Mogollón´s thoughts were focused on building a rural school that would answer the problems of low quality, inequality, low coverage and internal deficiency. This is the reason he focused in rural teachers, and knowing that it was difficult to measure the quality of a teacher, specially in the most impoverished areas, he developed methods that raised the enthusiasm of teachers, a they became more involved in the school and interested in their own learning . He worked intensively to improve the conditions in which they work and to improve their social image.
Mogollón changed the ways of thinking and attitude of teachers in Latin America and Africa, making them realize the key role they play in the quality of learning. He made visible the teachers of the most geographically remote areas, bringing them pedagogic tools to address the need of the multigrade school.
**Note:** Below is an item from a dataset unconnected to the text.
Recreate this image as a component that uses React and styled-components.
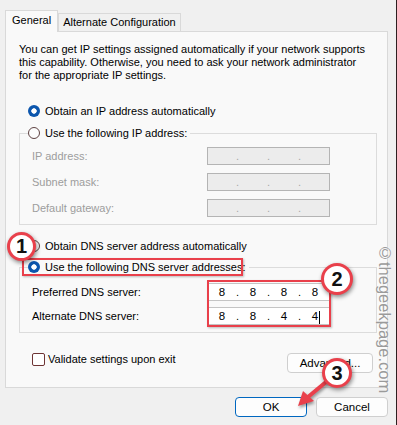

He brought to the teachers tools that made them able to analyze deep conceptualizations of evolutive psychology, and learning psychology, didactic and learning strategies integrated in practice, in the classroom and community. He frequently quoted Paulo Freire, saying "No one is born fully-formed: it is through self-experience in the world that we become what we are." Inspired by Freire and other renowned pedagogues, he encouraged teachers to share experiences, learn from one another and to build new knowledge from their daily practice.